* [Task brief]:
Your task is to filter the data below down to the lines holding "this".

* [Data extract]:
····················

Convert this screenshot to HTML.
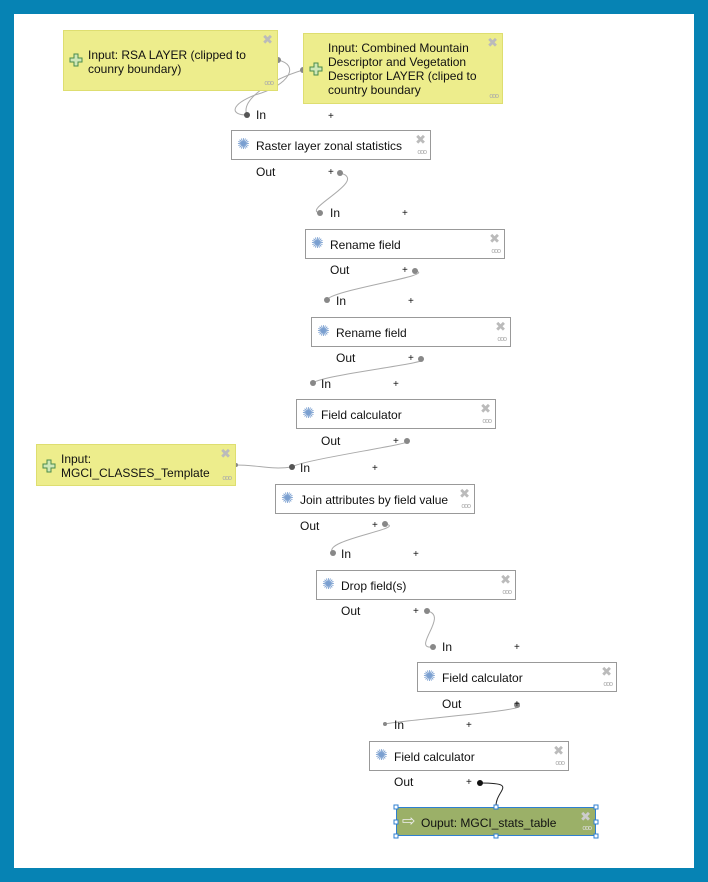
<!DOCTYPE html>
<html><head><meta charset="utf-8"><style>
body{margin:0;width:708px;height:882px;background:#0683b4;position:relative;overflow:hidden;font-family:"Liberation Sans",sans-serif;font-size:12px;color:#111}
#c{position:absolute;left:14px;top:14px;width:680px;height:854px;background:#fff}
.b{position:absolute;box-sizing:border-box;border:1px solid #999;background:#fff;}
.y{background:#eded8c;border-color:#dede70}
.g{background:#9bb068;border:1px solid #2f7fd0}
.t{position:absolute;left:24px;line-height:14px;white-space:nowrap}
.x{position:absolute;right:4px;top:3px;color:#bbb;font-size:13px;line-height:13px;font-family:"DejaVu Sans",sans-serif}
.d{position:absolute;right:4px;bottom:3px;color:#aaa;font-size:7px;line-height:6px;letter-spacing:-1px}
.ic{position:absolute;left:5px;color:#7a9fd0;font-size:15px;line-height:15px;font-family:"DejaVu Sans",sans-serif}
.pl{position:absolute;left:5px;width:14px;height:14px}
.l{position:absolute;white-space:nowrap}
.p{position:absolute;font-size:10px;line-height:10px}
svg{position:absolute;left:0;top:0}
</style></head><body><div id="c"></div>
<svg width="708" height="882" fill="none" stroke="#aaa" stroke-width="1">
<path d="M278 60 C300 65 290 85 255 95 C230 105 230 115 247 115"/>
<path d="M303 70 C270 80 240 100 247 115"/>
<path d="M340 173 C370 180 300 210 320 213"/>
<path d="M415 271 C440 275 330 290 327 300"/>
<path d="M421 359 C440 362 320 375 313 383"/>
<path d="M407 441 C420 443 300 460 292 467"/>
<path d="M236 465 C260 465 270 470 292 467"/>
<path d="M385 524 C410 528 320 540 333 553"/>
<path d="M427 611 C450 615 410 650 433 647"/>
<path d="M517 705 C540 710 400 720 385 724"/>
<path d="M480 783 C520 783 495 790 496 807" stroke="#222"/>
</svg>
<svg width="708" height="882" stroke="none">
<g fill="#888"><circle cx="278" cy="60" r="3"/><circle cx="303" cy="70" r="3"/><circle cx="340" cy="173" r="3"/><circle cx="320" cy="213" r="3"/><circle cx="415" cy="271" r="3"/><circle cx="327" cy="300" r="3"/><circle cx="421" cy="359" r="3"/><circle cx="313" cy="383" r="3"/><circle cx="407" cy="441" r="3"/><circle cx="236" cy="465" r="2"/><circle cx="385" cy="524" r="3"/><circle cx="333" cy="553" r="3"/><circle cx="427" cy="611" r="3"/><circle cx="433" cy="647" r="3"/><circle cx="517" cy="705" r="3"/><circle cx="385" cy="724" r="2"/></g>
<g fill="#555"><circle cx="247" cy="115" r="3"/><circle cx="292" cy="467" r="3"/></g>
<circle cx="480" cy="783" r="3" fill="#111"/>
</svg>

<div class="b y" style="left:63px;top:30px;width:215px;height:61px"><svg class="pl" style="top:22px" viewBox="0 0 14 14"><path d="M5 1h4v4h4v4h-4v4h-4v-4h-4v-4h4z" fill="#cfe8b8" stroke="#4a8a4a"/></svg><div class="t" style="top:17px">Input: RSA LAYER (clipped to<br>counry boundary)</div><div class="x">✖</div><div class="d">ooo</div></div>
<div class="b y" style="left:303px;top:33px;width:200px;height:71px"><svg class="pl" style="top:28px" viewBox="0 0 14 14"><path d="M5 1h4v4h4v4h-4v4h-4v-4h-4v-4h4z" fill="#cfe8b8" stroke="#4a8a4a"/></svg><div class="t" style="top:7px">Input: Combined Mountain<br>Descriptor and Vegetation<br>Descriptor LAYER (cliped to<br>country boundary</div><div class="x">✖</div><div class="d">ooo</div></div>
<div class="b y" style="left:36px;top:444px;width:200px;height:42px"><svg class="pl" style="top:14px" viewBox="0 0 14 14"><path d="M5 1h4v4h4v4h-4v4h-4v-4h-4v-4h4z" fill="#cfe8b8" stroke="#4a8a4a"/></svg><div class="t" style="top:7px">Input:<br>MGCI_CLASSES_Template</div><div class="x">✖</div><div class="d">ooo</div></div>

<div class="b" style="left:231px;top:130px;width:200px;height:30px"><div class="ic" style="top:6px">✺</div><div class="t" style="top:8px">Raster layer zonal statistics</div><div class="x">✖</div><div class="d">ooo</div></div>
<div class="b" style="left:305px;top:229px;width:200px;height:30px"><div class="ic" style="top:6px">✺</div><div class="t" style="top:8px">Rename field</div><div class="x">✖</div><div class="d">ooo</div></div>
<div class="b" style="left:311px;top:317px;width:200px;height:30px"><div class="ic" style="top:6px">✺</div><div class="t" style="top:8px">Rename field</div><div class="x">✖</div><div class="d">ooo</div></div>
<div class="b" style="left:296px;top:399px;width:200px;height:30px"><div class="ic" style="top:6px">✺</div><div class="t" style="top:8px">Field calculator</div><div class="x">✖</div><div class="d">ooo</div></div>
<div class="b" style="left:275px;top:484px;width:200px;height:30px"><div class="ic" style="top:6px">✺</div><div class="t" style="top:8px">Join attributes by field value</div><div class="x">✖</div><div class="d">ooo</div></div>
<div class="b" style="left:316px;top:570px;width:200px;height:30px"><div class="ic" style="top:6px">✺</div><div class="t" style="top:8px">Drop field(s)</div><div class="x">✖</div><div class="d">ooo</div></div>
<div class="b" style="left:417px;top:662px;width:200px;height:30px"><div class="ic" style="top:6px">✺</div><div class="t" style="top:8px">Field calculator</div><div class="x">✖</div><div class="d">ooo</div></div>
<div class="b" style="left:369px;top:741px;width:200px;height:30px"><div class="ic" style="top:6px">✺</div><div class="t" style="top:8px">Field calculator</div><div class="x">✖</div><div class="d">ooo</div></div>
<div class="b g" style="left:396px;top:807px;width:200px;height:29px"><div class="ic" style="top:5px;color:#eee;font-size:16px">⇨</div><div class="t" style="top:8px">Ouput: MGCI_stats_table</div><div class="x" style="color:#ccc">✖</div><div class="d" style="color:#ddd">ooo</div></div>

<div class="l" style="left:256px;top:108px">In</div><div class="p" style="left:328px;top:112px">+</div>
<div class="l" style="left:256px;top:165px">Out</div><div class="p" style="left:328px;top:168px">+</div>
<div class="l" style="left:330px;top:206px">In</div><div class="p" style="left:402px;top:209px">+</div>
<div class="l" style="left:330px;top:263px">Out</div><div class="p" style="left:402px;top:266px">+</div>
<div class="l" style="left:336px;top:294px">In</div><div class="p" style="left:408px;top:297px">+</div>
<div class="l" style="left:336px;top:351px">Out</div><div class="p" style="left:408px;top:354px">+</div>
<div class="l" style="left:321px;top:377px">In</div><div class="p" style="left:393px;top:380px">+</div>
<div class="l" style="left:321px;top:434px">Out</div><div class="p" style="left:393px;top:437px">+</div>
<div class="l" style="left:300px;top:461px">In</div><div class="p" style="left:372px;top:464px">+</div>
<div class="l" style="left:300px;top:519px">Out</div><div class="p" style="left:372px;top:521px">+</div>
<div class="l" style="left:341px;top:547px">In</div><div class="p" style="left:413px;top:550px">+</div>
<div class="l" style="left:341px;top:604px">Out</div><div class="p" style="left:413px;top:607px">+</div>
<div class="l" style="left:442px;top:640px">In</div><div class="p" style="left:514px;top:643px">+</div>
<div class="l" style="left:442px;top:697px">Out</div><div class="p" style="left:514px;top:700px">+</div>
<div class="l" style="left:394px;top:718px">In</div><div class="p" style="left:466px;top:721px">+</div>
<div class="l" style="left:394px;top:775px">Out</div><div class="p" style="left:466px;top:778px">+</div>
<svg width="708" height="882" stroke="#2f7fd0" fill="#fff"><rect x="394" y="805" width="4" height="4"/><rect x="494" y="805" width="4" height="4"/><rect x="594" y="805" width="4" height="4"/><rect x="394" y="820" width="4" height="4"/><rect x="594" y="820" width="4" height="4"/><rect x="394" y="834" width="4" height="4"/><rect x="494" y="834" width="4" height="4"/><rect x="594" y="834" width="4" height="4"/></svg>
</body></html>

····················

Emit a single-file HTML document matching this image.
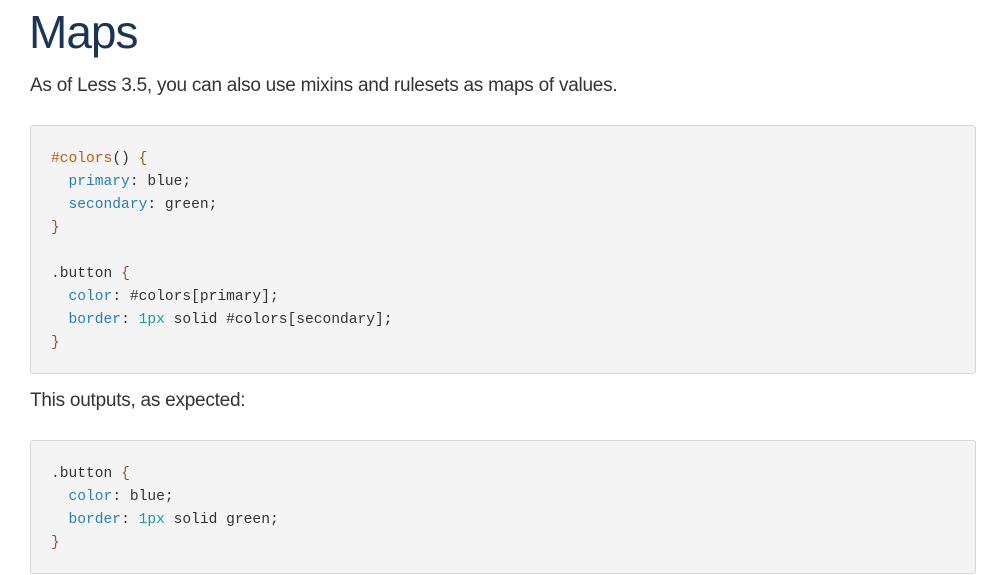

····················

* [Reply]:
Convert this screenshot to HTML.
Emit a single-file HTML document matching this image.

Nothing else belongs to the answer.